Saturday, February 9, 2013

Transformed...

Before closing yesterday's Life with Lynnie (LwL) entry, I mentioned that we need to live in obedience to God.

As a child of God, I do this, to the best of my ability.

Here we go, again.  I must say that I am not perfect.  In any way.  Nor do I always life up to the standards that God has desired of us.

But, I do my best.  And, am thankful that He has provided His Word, for me, for you, and for all who will read it.

In addition, I am grateful that God leads me. 

Not just through His word, but by leading me through conviction.  This is a little difficult to explain, so I will try to give an example of what I mean.

Something happened this week, that happens to everyone from time to time.  While reading the newspaper the other day, I saw in the death notices, a name that I recognized.

This name wasn't a common name.  At first, I was feeling rather shocked.  You see, I had spoken to this fellow, recently.  As far as I know, he didn't have any major health concerns.

This fellow was a fellow Christian. I had met him at one church, and worshipped with him at another church, where he had begun worshipping at. In addition, he and I met with my mortgage agent Christian friend, in an effort to assist him in moving forward towards a land/property purchase he was considering making, in the future.

I verified that he was indeed the person I knew.  I read that he would not have visitation at a funeral home.  Instead, there would only be a grave-side service.

At first, I felt I should attend.  Then, realizing that the weather forecast wasn't great, I decided to not attend.

After all, I am trying my best to recover from surgeries that haven't gone well.  And once again, my body is open... draining... and unhealed.  I knew it wouldn't be good for me to be out in bad weather, freezing.

My mind literally flip-flopped.  One minute, I wasn't going to the buriel.  The next, I was.

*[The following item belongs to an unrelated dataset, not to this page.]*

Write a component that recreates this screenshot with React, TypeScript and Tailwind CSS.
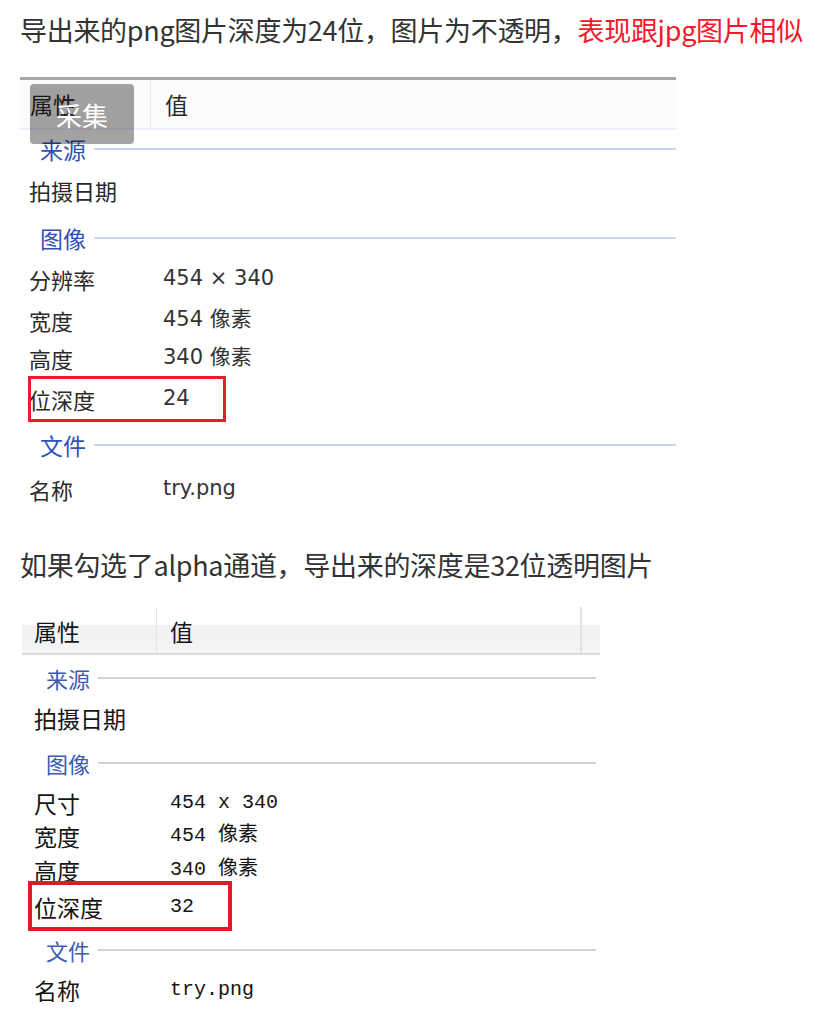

After praying about it, and hearing the weather was going to be cold and windy, I made my decision.  I would not attend.  Even up to the evening before the buriel, I felt this way.

But, God woke me up.  He did His thing with me. 

No longer being able to sleep, I prayed again.  I could not get this off my mind.

He answered me.  In fact, He lead me to realize that this was one of those times when I needed to follow His leading.  And, not be concerned about my own health needs. 

Why He did this, I have no idea.  But, He did.  And, wanting to be obedient to Him, I made the final decision, to attend the buriel, trusting Him for any concerns for myself.

I was reminded of Romans 12:2, "And be not conformed to this world: but be ye transformed by the renewing of your mind, that ye may prove what is that good, and acceptable, and perfect, will of God."

In the end, I must say that I was grateful God led me to this decision.  I was grateful that He allowed the Holy Spirit to convict me and lead me to the right decision.

And, how thankful I am that God has placed the need on my heart to obey Him. 

Hopefully, your relationship with our Lord, is like mine.  And hopefully, you respond, as I do.  In obedience to Him.